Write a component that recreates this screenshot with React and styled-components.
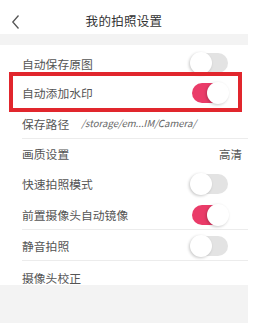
import React from "react"
import styled, { createGlobalStyle } from "styled-components"

const GlobalStyle = createGlobalStyle`
  html, body {
    margin: 0;
    padding: 0;
    background: #fff;
  }
  body {
    font-family: "Noto Sans CJK SC", "Noto Sans", sans-serif;
  }
`

const Page = styled.div`
  width: 258px;
  height: 326px;
  overflow: hidden;
  background: #fff;
`

const Screen = styled.div`
  width: 248px;
`

const Header = styled.div`
  height: 34px;
  position: relative;
  display: flex;
  align-items: center;
  justify-content: center;
  padding-top: 6px;
  box-sizing: border-box;

  .title {
    font-size: 12.5px;
    color: #333;
    letter-spacing: 0.3px;
  }
`

const BackButton = styled.div`
  position: absolute;
  left: 11px;
  top: 14px;
  width: 10px;
  height: 16px;
  display: flex;
`

const Band = styled.div`
  height: ${(p) => p.$h || 11}px;
  background: #f3f3f3;
`

const List = styled.div`
  padding-top: 3px;
`

const Row = styled.div`
  height: ${(p) => p.$h || 30}px;
  display: flex;
  align-items: ${(p) => (p.$top ? "flex-start" : "center")};
  padding: ${(p) => (p.$top ? "8px" : "0")} 20px 0 22px;
  box-sizing: border-box;
  position: relative;

  ${(p) =>
    p.$line &&
    `
    &::before {
      content: "";
      position: absolute;
      left: 22px;
      right: 0;
      bottom: 0;
      height: 1px;
      background: #ececec;
    }
  `}

  ${(p) =>
    p.$marked &&
    `
    &::after {
      content: "";
      position: absolute;
      left: 9px;
      top: -6px;
      width: 233px;
      height: 40px;
      box-sizing: border-box;
      border: 4.5px solid #e1262d;
    }
  `}
`

const Label = styled.span`
  font-size: 11.8px;
  color: #555;
  white-space: nowrap;
`

const Path = styled.span`
  font-size: 9.6px;
  color: #666;
  margin-left: 12px;
  font-style: italic;
  white-space: nowrap;
`

const Value = styled.span`
  margin-left: auto;
  margin-right: -14px;
  font-size: 11.5px;
  color: #555;
`

const Track = styled.div`
  margin-left: auto;
  width: 36px;
  height: 20px;
  border-radius: 10px;
  background: ${(p) => (p.$on ? "#ea3c69" : "#e3e3e3")};
  position: relative;
`

const Thumb = styled.div`
  position: absolute;
  top: -1px;
  ${(p) => (p.$on ? "right: -1px;" : "left: -2px;")}
  width: 22px;
  height: 22px;
  border-radius: 50%;
  background: #fff;
  box-shadow: -1px 1px 3px rgba(0, 0, 0, 0.22);
`

function Toggle({ on }) {
  return (
    <Track $on={on}>
      <Thumb $on={on} />
    </Track>
  )
}

export default function App() {
  return (
    <Page>
      <GlobalStyle />
      <Screen>
        <Header>
          <BackButton>
            <svg width="10" height="16" viewBox="0 0 10 16">
              <polyline
                points="7.5,1.5 1.8,8 7.5,14.5"
                fill="none"
                stroke="#555"
                strokeWidth="1.3"
              />
            </svg>
          </BackButton>
          <span className="title">我的拍照设置</span>
        </Header>
        <Band />
        <List>
          <Row>
            <Label>自动保存原图</Label>
            <Toggle />
          </Row>
          <Row $h={29} $marked>
            <Label>自动添加水印</Label>
            <Toggle on />
          </Row>
          <Row $h={32} $line>
            <Label>保存路径</Label>
            <Path>/storage/em...IM/Camera/</Path>
          </Row>
          <Row $h={29}>
            <Label>画质设置</Label>
            <Value>高清</Value>
          </Row>
          <Row $h={31}>
            <Label>快速拍照模式</Label>
            <Toggle />
          </Row>
          <Row $h={31} $line>
            <Label>前置摄像头自动镜像</Label>
            <Toggle on />
          </Row>
          <Row $h={31} $line>
            <Label>静音拍照</Label>
            <Toggle />
          </Row>
          <Row $h={24} $top>
            <Label>摄像头校正</Label>
          </Row>
        </List>
        <Band $h={38} />
      </Screen>
    </Page>
  )
}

Work to be completed :: Repeat the material above word for word and skip every image in it.

Result for this exercise ::
Write a component that recreates this screenshot with React and styled-components.
import React from "react"
import styled, { createGlobalStyle } from "styled-components"

const GlobalStyle = createGlobalStyle`
  html, body {
    margin: 0;
    padding: 0;
    background: #fff;
  }
  body {
    font-family: "Noto Sans CJK SC", "Noto Sans", sans-serif;
  }
`

const Page = styled.div`
  width: 258px;
  height: 326px;
  overflow: hidden;
  background: #fff;
`

const Screen = styled.div`
  width: 248px;
`

const Header = styled.div`
  height: 34px;
  position: relative;
  display: flex;
  align-items: center;
  justify-content: center;
  padding-top: 6px;
  box-sizing: border-box;

  .title {
    font-size: 12.5px;
    color: #333;
    letter-spacing: 0.3px;
  }
`

const BackButton = styled.div`
  position: absolute;
  left: 11px;
  top: 14px;
  width: 10px;
  height: 16px;
  display: flex;
`

const Band = styled.div`
  height: ${(p) => p.$h || 11}px;
  background: #f3f3f3;
`

const List = styled.div`
  padding-top: 3px;
`

const Row = styled.div`
  height: ${(p) => p.$h || 30}px;
  display: flex;
  align-items: ${(p) => (p.$top ? "flex-start" : "center")};
  padding: ${(p) => (p.$top ? "8px" : "0")} 20px 0 22px;
  box-sizing: border-box;
  position: relative;

  ${(p) =>
    p.$line &&
    `
    &::before {
      content: "";
      position: absolute;
      left: 22px;
      right: 0;
      bottom: 0;
      height: 1px;
      background: #ececec;
    }
  `}

  ${(p) =>
    p.$marked &&
    `
    &::after {
      content: "";
      position: absolute;
      left: 9px;
      top: -6px;
      width: 233px;
      height: 40px;
      box-sizing: border-box;
      border: 4.5px solid #e1262d;
    }
  `}
`

const Label = styled.span`
  font-size: 11.8px;
  color: #555;
  white-space: nowrap;
`

const Path = styled.span`
  font-size: 9.6px;
  color: #666;
  margin-left: 12px;
  font-style: italic;
  white-space: nowrap;
`

const Value = styled.span`
  margin-left: auto;
  margin-right: -14px;
  font-size: 11.5px;
  color: #555;
`

const Track = styled.div`
  margin-left: auto;
  width: 36px;
  height: 20px;
  border-radius: 10px;
  background: ${(p) => (p.$on ? "#ea3c69" : "#e3e3e3")};
  position: relative;
`

const Thumb = styled.div`
  position: absolute;
  top: -1px;
  ${(p) => (p.$on ? "right: -1px;" : "left: -2px;")}
  width: 22px;
  height: 22px;
  border-radius: 50%;
  background: #fff;
  box-shadow: -1px 1px 3px rgba(0, 0, 0, 0.22);
`

function Toggle({ on }) {
  return (
    <Track $on={on}>
      <Thumb $on={on} />
    </Track>
  )
}

export default function App() {
  return (
    <Page>
      <GlobalStyle />
      <Screen>
        <Header>
          <BackButton>
            <svg width="10" height="16" viewBox="0 0 10 16">
              <polyline
                points="7.5,1.5 1.8,8 7.5,14.5"
                fill="none"
                stroke="#555"
                strokeWidth="1.3"
              />
            </svg>
          </BackButton>
          <span className="title">我的拍照设置</span>
        </Header>
        <Band />
        <List>
          <Row>
            <Label>自动保存原图</Label>
            <Toggle />
          </Row>
          <Row $h={29} $marked>
            <Label>自动添加水印</Label>
            <Toggle on />
          </Row>
          <Row $h={32} $line>
            <Label>保存路径</Label>
            <Path>/storage/em...IM/Camera/</Path>
          </Row>
          <Row $h={29}>
            <Label>画质设置</Label>
            <Value>高清</Value>
          </Row>
          <Row $h={31}>
            <Label>快速拍照模式</Label>
            <Toggle />
          </Row>
          <Row $h={31} $line>
            <Label>前置摄像头自动镜像</Label>
            <Toggle on />
          </Row>
          <Row $h={31} $line>
            <Label>静音拍照</Label>
            <Toggle />
          </Row>
          <Row $h={24} $top>
            <Label>摄像头校正</Label>
          </Row>
        </List>
        <Band $h={38} />
      </Screen>
    </Page>
  )
}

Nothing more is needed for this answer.